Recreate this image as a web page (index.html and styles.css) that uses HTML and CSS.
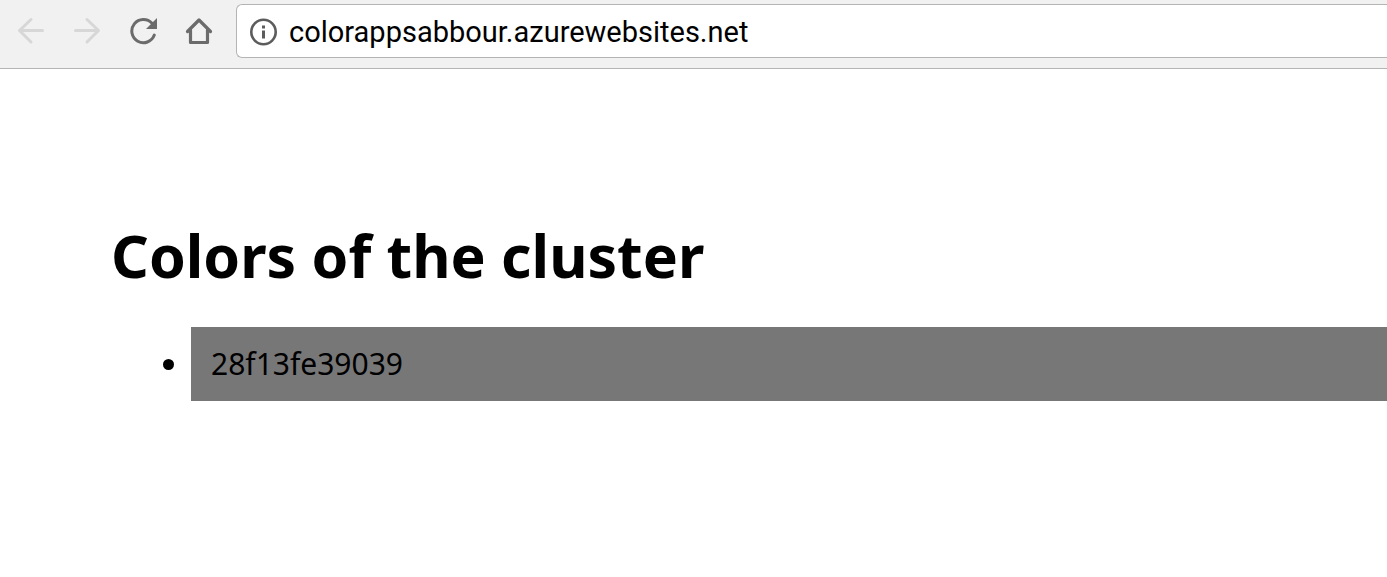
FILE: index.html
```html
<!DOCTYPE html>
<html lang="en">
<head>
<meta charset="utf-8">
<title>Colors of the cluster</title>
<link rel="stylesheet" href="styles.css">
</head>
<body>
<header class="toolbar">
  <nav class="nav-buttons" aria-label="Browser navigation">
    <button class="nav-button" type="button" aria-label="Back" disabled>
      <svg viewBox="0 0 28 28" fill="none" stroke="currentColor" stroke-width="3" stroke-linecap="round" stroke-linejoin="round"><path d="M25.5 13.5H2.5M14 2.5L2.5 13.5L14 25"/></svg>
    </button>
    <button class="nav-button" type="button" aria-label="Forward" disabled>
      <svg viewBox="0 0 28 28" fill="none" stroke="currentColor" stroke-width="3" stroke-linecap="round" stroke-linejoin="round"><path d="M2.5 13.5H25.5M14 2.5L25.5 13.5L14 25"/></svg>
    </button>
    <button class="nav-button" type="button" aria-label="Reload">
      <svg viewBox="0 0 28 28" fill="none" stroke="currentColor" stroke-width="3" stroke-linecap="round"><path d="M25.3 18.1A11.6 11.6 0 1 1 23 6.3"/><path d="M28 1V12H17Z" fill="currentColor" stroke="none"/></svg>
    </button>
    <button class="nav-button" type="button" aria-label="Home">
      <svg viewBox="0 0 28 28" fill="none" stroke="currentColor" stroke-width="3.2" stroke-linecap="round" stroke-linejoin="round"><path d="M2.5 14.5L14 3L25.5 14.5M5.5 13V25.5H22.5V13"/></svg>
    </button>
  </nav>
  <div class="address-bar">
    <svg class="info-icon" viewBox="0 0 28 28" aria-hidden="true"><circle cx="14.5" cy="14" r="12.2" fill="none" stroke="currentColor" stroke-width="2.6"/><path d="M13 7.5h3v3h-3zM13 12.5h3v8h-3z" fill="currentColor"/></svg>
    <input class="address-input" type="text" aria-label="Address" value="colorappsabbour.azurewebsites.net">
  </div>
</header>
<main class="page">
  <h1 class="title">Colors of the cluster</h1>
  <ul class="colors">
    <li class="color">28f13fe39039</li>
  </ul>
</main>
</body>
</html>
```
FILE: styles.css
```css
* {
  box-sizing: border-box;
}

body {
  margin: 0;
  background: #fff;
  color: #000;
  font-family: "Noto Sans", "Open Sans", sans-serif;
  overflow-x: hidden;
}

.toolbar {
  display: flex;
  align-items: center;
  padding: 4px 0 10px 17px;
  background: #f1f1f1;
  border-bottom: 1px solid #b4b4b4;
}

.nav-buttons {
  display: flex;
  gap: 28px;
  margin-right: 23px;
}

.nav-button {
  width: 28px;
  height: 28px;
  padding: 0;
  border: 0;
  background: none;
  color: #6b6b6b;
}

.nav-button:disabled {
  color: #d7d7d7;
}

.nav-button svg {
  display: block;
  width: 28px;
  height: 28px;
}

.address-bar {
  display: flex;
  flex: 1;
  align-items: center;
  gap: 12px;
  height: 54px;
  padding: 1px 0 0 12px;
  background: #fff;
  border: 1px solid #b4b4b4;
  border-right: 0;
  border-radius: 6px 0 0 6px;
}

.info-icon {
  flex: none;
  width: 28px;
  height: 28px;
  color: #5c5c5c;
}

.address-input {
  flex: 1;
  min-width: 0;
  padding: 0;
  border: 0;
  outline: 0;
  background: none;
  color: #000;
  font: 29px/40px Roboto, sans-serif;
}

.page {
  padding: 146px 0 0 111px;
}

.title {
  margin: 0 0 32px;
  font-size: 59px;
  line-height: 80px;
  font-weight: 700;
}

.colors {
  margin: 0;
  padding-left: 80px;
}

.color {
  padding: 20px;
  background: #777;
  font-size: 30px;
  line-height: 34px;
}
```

----------------------------------------

**WHAT TO WORK ON**: Make an exact reproduction of the listing above, without any pictures.

**SOLUTION FOR THIS PROBLEM**:
Recreate this image as a web page (index.html and styles.css) that uses HTML and CSS.
FILE: index.html
```html
<!DOCTYPE html>
<html lang="en">
<head>
<meta charset="utf-8">
<title>Colors of the cluster</title>
<link rel="stylesheet" href="styles.css">
</head>
<body>
<header class="toolbar">
  <nav class="nav-buttons" aria-label="Browser navigation">
    <button class="nav-button" type="button" aria-label="Back" disabled>
      <svg viewBox="0 0 28 28" fill="none" stroke="currentColor" stroke-width="3" stroke-linecap="round" stroke-linejoin="round"><path d="M25.5 13.5H2.5M14 2.5L2.5 13.5L14 25"/></svg>
    </button>
    <button class="nav-button" type="button" aria-label="Forward" disabled>
      <svg viewBox="0 0 28 28" fill="none" stroke="currentColor" stroke-width="3" stroke-linecap="round" stroke-linejoin="round"><path d="M2.5 13.5H25.5M14 2.5L25.5 13.5L14 25"/></svg>
    </button>
    <button class="nav-button" type="button" aria-label="Reload">
      <svg viewBox="0 0 28 28" fill="none" stroke="currentColor" stroke-width="3" stroke-linecap="round"><path d="M25.3 18.1A11.6 11.6 0 1 1 23 6.3"/><path d="M28 1V12H17Z" fill="currentColor" stroke="none"/></svg>
    </button>
    <button class="nav-button" type="button" aria-label="Home">
      <svg viewBox="0 0 28 28" fill="none" stroke="currentColor" stroke-width="3.2" stroke-linecap="round" stroke-linejoin="round"><path d="M2.5 14.5L14 3L25.5 14.5M5.5 13V25.5H22.5V13"/></svg>
    </button>
  </nav>
  <div class="address-bar">
    <svg class="info-icon" viewBox="0 0 28 28" aria-hidden="true"><circle cx="14.5" cy="14" r="12.2" fill="none" stroke="currentColor" stroke-width="2.6"/><path d="M13 7.5h3v3h-3zM13 12.5h3v8h-3z" fill="currentColor"/></svg>
    <input class="address-input" type="text" aria-label="Address" value="colorappsabbour.azurewebsites.net">
  </div>
</header>
<main class="page">
  <h1 class="title">Colors of the cluster</h1>
  <ul class="colors">
    <li class="color">28f13fe39039</li>
  </ul>
</main>
</body>
</html>
```
FILE: styles.css
```css
* {
  box-sizing: border-box;
}

body {
  margin: 0;
  background: #fff;
  color: #000;
  font-family: "Noto Sans", "Open Sans", sans-serif;
  overflow-x: hidden;
}

.toolbar {
  display: flex;
  align-items: center;
  padding: 4px 0 10px 17px;
  background: #f1f1f1;
  border-bottom: 1px solid #b4b4b4;
}

.nav-buttons {
  display: flex;
  gap: 28px;
  margin-right: 23px;
}

.nav-button {
  width: 28px;
  height: 28px;
  padding: 0;
  border: 0;
  background: none;
  color: #6b6b6b;
}

.nav-button:disabled {
  color: #d7d7d7;
}

.nav-button svg {
  display: block;
  width: 28px;
  height: 28px;
}

.address-bar {
  display: flex;
  flex: 1;
  align-items: center;
  gap: 12px;
  height: 54px;
  padding: 1px 0 0 12px;
  background: #fff;
  border: 1px solid #b4b4b4;
  border-right: 0;
  border-radius: 6px 0 0 6px;
}

.info-icon {
  flex: none;
  width: 28px;
  height: 28px;
  color: #5c5c5c;
}

.address-input {
  flex: 1;
  min-width: 0;
  padding: 0;
  border: 0;
  outline: 0;
  background: none;
  color: #000;
  font: 29px/40px Roboto, sans-serif;
}

.page {
  padding: 146px 0 0 111px;
}

.title {
  margin: 0 0 32px;
  font-size: 59px;
  line-height: 80px;
  font-weight: 700;
}

.colors {
  margin: 0;
  padding-left: 80px;
}

.color {
  padding: 20px;
  background: #777;
  font-size: 30px;
  line-height: 34px;
}
```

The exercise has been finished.